For adventurers, the answer is yes. The right EDC knife can do surprisingly good camp kitchen work if you pay attention to blade geometry, steel choice, handle security, and cleaning habits. That’s where Knafs fits naturally into the conversation. Knafs builds approachable, modular, easy-to-maintain knives that make more sense for real-world use than overly aggressive tactical folders, and several of their models are well-suited to food prep in the field. If you want to explore the brand, start with Knafs.
What Makes a Pocket Knife Good for Food Prep in the First Place
Not every knife that rides in your pocket belongs anywhere near your dinner. A blade that’s perfect for cardboard, rope, or campsite chores may be a frustrating mess on onions, peaches, cheese, or fish. Food prep asks different things from a knife, and those differences matter more outdoors because you don’t have a kitchen sink, dish soap station, or a backup knife drawer.

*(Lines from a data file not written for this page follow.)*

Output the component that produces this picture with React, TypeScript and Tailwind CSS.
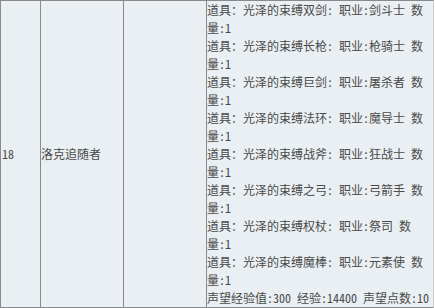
const items = [
  { name: '光泽的束缚双剑', job: '剑斗士' },
  { name: '光泽的束缚长枪', job: '枪骑士' },
  { name: '光泽的束缚巨剑', job: '屠杀者' },
  { name: '光泽的束缚法环', job: '魔导士' },
  { name: '光泽的束缚战斧', job: '狂战士' },
  { name: '光泽的束缚之弓', job: '弓箭手' },
  { name: '光泽的束缚权杖', job: '祭司' },
  { name: '光泽的束缚魔棒', job: '元素使' },
];

export default function App() {
  return (
    <div
      className="w-[434px] bg-[#e9eff2] text-[12px] leading-[18px] text-[#4a4a4a]"
      style={{ fontFamily: '"Noto Sans Mono CJK SC", "Noto Sans CJK SC", monospace' }}
    >
      <div className="flex border border-[#8a8a8a] border-r-[#c8cdd0]">
        <div className="w-[40px] shrink-0 border-r border-[#8a8a8a] pl-px flex items-center">18</div>
        <div className="w-[83px] shrink-0 border-r border-[#8a8a8a] flex items-center">洛克追随者</div>
        <div className="w-[83px] shrink-0 border-r border-[#8a8a8a]"></div>
        <div className="flex-1 min-w-0">
          {items.map(item => (
            <div key={item.name}>
              道具：{item.name}: 职业:{item.job} 数量:1
            </div>
          ))}
          <div className="whitespace-nowrap">声望经验值:300 经验:14400 声望点数:10</div>
        </div>
      </div>
    </div>
  );
}
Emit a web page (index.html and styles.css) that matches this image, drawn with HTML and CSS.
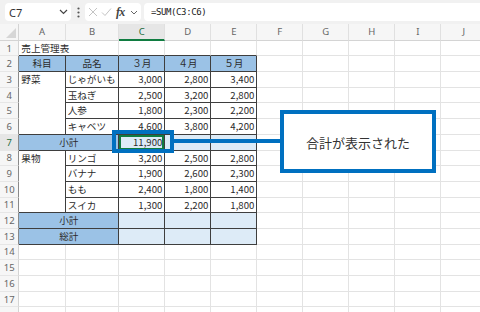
FILE: index.html
```html
<!DOCTYPE html>
<html lang="ja">
<head>
<meta charset="utf-8">
<title>売上管理表</title>
<link rel="stylesheet" href="styles.css">
</head>
<body>
<div class="app">
  <div class="toolbar">
    <div class="namebox"><span>C7</span>
      <svg width="9" height="6" viewBox="0 0 9 6"><polyline points="1,1 4.5,4.5 8,1" fill="none" stroke="#444" stroke-width="1.2"/></svg>
    </div>
    <div class="kebab"><svg width="3" height="11" viewBox="0 0 3 11"><circle cx="1.5" cy="1.5" r="1.1" fill="#555"/><circle cx="1.5" cy="5.5" r="1.1" fill="#555"/><circle cx="1.5" cy="9.5" r="1.1" fill="#555"/></svg></div>
    <div class="fxbox">
      <span class="ico"><svg width="10" height="10" viewBox="0 0 10 10"><path d="M1 1 L9 9 M9 1 L1 9" stroke="#c4c4c4" stroke-width="1" fill="none"/></svg></span>
      <span class="ico"><svg width="11" height="10" viewBox="0 0 11 10"><path d="M1 5.5 L4 8.5 L10 1.5" stroke="#c4c4c4" stroke-width="1" fill="none"/></svg></span>
      <span class="ico fx">fx</span>
      <span class="ico"><svg width="8" height="5" viewBox="0 0 8 5"><polyline points="1,1 4,4 7,1" fill="none" stroke="#666" stroke-width="1"/></svg></span>
    </div>
    <div class="formula">=SUM(C3:C6)</div>
  </div>

  <div class="sheet">
    <div class="corner"><svg width="10" height="10" viewBox="0 0 10 10"><polygon points="10,0 10,10 0,10" fill="#d6d6d6"/></svg></div>
    <div class="ch">A</div><div class="ch">B</div><div class="ch sel">C</div><div class="ch">D</div><div class="ch">E</div><div class="ch">F</div><div class="ch">G</div><div class="ch">H</div><div class="ch">I</div><div class="ch">J</div>

    <div class="rh">1</div>
    <div class="c span2 above">売上管理表</div><div class="c above"></div><div class="c above"></div><div class="c above"></div>
    <div class="c"></div><div class="c"></div><div class="c"></div><div class="c"></div><div class="c"></div>

    <div class="rh tl">2</div>
    <div class="c t hd">科目</div><div class="c t hd">品名</div><div class="c t hd">３月</div><div class="c t hd">４月</div><div class="c t hd">５月</div>
    <div class="c"></div><div class="c"></div><div class="c"></div><div class="c"></div><div class="c"></div>

    <div class="rh tl">3</div>
    <div class="c t span4 top">野菜</div><div class="c t">じゃがいも</div><div class="c t num">3,000</div><div class="c t num">2,800</div><div class="c t num">3,400</div>
    <div class="c"></div><div class="c"></div><div class="c"></div><div class="c"></div><div class="c"></div>

    <div class="rh tl">4</div>
    <div class="c t">玉ねぎ</div><div class="c t num">2,500</div><div class="c t num">3,200</div><div class="c t num">2,800</div>
    <div class="c"></div><div class="c"></div><div class="c"></div><div class="c"></div><div class="c"></div>

    <div class="rh tl">5</div>
    <div class="c t">人参</div><div class="c t num">1,800</div><div class="c t num">2,300</div><div class="c t num">2,200</div>
    <div class="c"></div><div class="c"></div><div class="c"></div><div class="c"></div><div class="c"></div>

    <div class="rh tl">6</div>
    <div class="c t">キャベツ</div><div class="c t num">4,600</div><div class="c t num">3,800</div><div class="c t num">4,200</div>
    <div class="c"></div><div class="c"></div><div class="c"></div><div class="c"></div><div class="c"></div>

    <div class="rh tl selr">7</div>
    <div class="c t hd span2">小計</div><div class="c t lt num cur">11,900</div><div class="c t lt"></div><div class="c t lt"></div>
    <div class="c"></div><div class="c"></div><div class="c"></div><div class="c"></div><div class="c"></div>

    <div class="rh tl">8</div>
    <div class="c t span4 top">果物</div><div class="c t">リンゴ</div><div class="c t num">3,200</div><div class="c t num">2,500</div><div class="c t num">2,800</div>
    <div class="c"></div><div class="c"></div><div class="c"></div><div class="c"></div><div class="c"></div>

    <div class="rh tl">9</div>
    <div class="c t">バナナ</div><div class="c t num">1,900</div><div class="c t num">2,600</div><div class="c t num">2,300</div>
    <div class="c"></div><div class="c"></div><div class="c"></div><div class="c"></div><div class="c"></div>

    <div class="rh tl">10</div>
    <div class="c t">もも</div><div class="c t num">2,400</div><div class="c t num">1,800</div><div class="c t num">1,400</div>
    <div class="c"></div><div class="c"></div><div class="c"></div><div class="c"></div><div class="c"></div>

    <div class="rh tl">11</div>
    <div class="c t">スイカ</div><div class="c t num">1,300</div><div class="c t num">2,200</div><div class="c t num">1,800</div>
    <div class="c"></div><div class="c"></div><div class="c"></div><div class="c"></div><div class="c"></div>

    <div class="rh tl">12</div>
    <div class="c t hd span2">小計</div><div class="c t lt"></div><div class="c t lt"></div><div class="c t lt"></div>
    <div class="c"></div><div class="c"></div><div class="c"></div><div class="c"></div><div class="c"></div>

    <div class="rh tl">13</div>
    <div class="c t hd span2">総計</div><div class="c t lt"></div><div class="c t lt"></div><div class="c t lt"></div>
    <div class="c"></div><div class="c"></div><div class="c"></div><div class="c"></div><div class="c"></div>

    <div class="rh">14</div>
    <div class="c"></div><div class="c"></div><div class="c"></div><div class="c"></div><div class="c"></div><div class="c"></div><div class="c"></div><div class="c"></div><div class="c"></div><div class="c"></div>
    <div class="rh">15</div>
    <div class="c"></div><div class="c"></div><div class="c"></div><div class="c"></div><div class="c"></div><div class="c"></div><div class="c"></div><div class="c"></div><div class="c"></div><div class="c"></div>
    <div class="rh">16</div>
    <div class="c"></div><div class="c"></div><div class="c"></div><div class="c"></div><div class="c"></div><div class="c"></div><div class="c"></div><div class="c"></div><div class="c"></div><div class="c"></div>
    <div class="rh">17</div>
    <div class="c"></div><div class="c"></div><div class="c"></div><div class="c"></div><div class="c"></div><div class="c"></div><div class="c"></div><div class="c"></div><div class="c"></div><div class="c"></div>
    <div class="rh"></div>
    <div class="c"></div><div class="c"></div><div class="c"></div><div class="c"></div><div class="c"></div><div class="c"></div><div class="c"></div><div class="c"></div><div class="c"></div><div class="c"></div>
  </div>

  <div class="callout-box"></div>
  <div class="callout-line"></div>
  <div class="callout-note">合計が表示された</div>
</div>
</body>
</html>
```

FILE: styles.css
```css
* { box-sizing: border-box; }
body {
  margin: 0;
  width: 480px;
  height: 312px;
  overflow: hidden;
  background: #fff;
  font-family: "Noto Sans CJK JP", "Noto Sans", sans-serif;
}
.app {
  position: relative;
  width: 480px;
  height: 312px;
  overflow: hidden;
}
.toolbar {
  height: 24px;
  background: #f1f1f1;
  display: flex;
  align-items: center;
  padding-left: 5px;
}
.namebox {
  width: 66px;
  height: 18px;
  background: #fff;
  border-radius: 4px;
  display: flex;
  align-items: center;
  justify-content: space-between;
  padding: 0 3px 0 4px;
  font-family: "Noto Sans", sans-serif;
  font-size: 11px;
  color: #333;
}
.kebab {
  width: 14px;
  display: flex;
  justify-content: center;
  align-items: center;
}
.fxbox {
  width: 56px;
  height: 18px;
  background: #fff;
  border-radius: 4px;
  display: flex;
  align-items: center;
  padding-left: 1px;
}
.ico {
  width: 14px;
  display: flex;
  justify-content: center;
  align-items: center;
}
.fx {
  font-family: "Liberation Serif", serif;
  font-style: italic;
  font-weight: bold;
  font-size: 12px;
  color: #444;
  letter-spacing: -0.5px;
}
.formula {
  flex: 1;
  height: 18px;
  margin-left: 3px;
  background: #fff;
  border-radius: 4px 0 0 4px;
  padding-left: 7px;
  display: flex;
  align-items: center;
  font-family: "DejaVu Sans Mono", monospace;
  font-size: 9px;
  letter-spacing: -0.4px;
  color: #222;
}
.sheet {
  display: grid;
  grid-template-columns: 19.3px 46.4px 53.6px repeat(8, 46px);
  grid-template-rows: 16.7px repeat(18, 15.7px);
}
.corner {
  background: #f6f6f6;
  border-right: 1px solid #d4d4d4;
  border-bottom: 1px solid #d4d4d4;
  display: flex;
  align-items: flex-end;
  justify-content: flex-end;
  padding: 0 2px 2px 0;
}
.ch, .rh {
  background: #f6f6f6;
  color: #666;
  font-family: "Noto Sans", sans-serif;
  font-size: 9.5px;
  display: flex;
  align-items: center;
  justify-content: center;
}
.ch {
  border-right: 1px solid #e0e0e0;
  border-bottom: 1px solid #d4d4d4;
}
.ch.sel {
  background: #e6e6e6;
  color: #1b6b3e;
  border-bottom: 2px solid #107c41;
}
.rh {
  border-right: 1px solid #d4d4d4;
  border-bottom: 1px solid #e6e6e6;
}
.rh.tl { border-right-color: #8a8a8a; }
.rh.selr {
  background: #e6e6e6;
  color: #1b6b3e;
}
.c {
  border-right: 1px solid #e3e3e3;
  border-bottom: 1px solid #e3e3e3;
  font-size: 9.6px;
  line-height: 1;
  color: #2b2b2b;
  display: flex;
  align-items: center;
  padding: 1px 2px 0 2px;
  white-space: nowrap;
}
.t {
  border-right-color: #3e3e3e;
  border-bottom-color: #3e3e3e;
}
.above { border-bottom-color: #3e3e3e; }
.hd {
  background: #9bc2e6;
  justify-content: center;
}
.lt { background: #ddebf7; }
.num { justify-content: flex-end; }
.top {
  align-items: flex-start;
  padding-top: 3px;
}
.span2 { grid-column: span 2; }
.span4 { grid-row: span 4; }
.cur { box-shadow: inset 0 0 0 2px #107c41; }

.callout-box {
  position: absolute;
  left: 112px;
  top: 130px;
  width: 62px;
  height: 23px;
  border: 4px solid #0070c0;
}
.callout-line {
  position: absolute;
  left: 174px;
  top: 139px;
  width: 106px;
  height: 4px;
  background: #0070c0;
}
.callout-note {
  position: absolute;
  left: 280px;
  top: 110px;
  width: 156px;
  height: 63px;
  border: 4px solid #0070c0;
  background: #fff;
  display: flex;
  align-items: center;
  justify-content: center;
  font-size: 13px;
  color: #333;
  padding-top: 2px;
}
```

The biggest shift is that food wants slicing, not splitting. A thick blade with a chunky edge tends to wedge apart tomatoes, bruise herbs, and crush softer ingredients. A thinner blade with a refined grind moves through food cleanly and gives you more control with less force. That means less slipping, less tearing, and less frustration when you’re cooking on uneven ground or under a lantern.

Comfort matters too. Outdoor food prep often happens on a small cutting surface, a pan edge, or even a camp plate. A knife with a good grip and enough handle clearance keeps your knuckles from bashing the board every time you chop. A secure lock also matters when your hands are wet, greasy, or cold. Knafs leans into that practical middle ground with compact folders that are easy to carry, easy to hold, and easy to live with.
Why “EDC Knife” and “Food Knife” Aren’t the Same Thing
A lot of people ask, "Can you use an EDC knife for cooking?” The answer is yes, but only with the right expectations. An everyday carry knife is usually designed to be versatile, not specialized. It may cut boxes, open packages, trim cordage, and handle camp tasks, but food prep rewards a more deliberate shape and smoother edge.
If your knife has a robust tip, extra-thick stock, or a grind built for prying and durability over slicing, it’ll feel clumsy on food. That doesn’t make it bad. It just means you’re asking it to do a job that depends on finesse. The sweet spot is a compact folder with enough blade belly for rocking cuts, enough edge geometry for glide, and enough stainless resistance to survive wet ingredients.
That’s why Knafs models like the Lulu family and the Lander series show up in camp-kitchen conversations so often. They’re not pretending to be chef’s knives. They’re EDC tools that can step into food prep duty without making a scene.

Geometry Is the Real Secret
When people debate the best pocket knife for food prep, they often focus on steel first. That’s important, but geometry usually matters even more. A sharp blade with the wrong grind can still feel like a wedge. A good grind with decent steel can feel dramatically better than expected.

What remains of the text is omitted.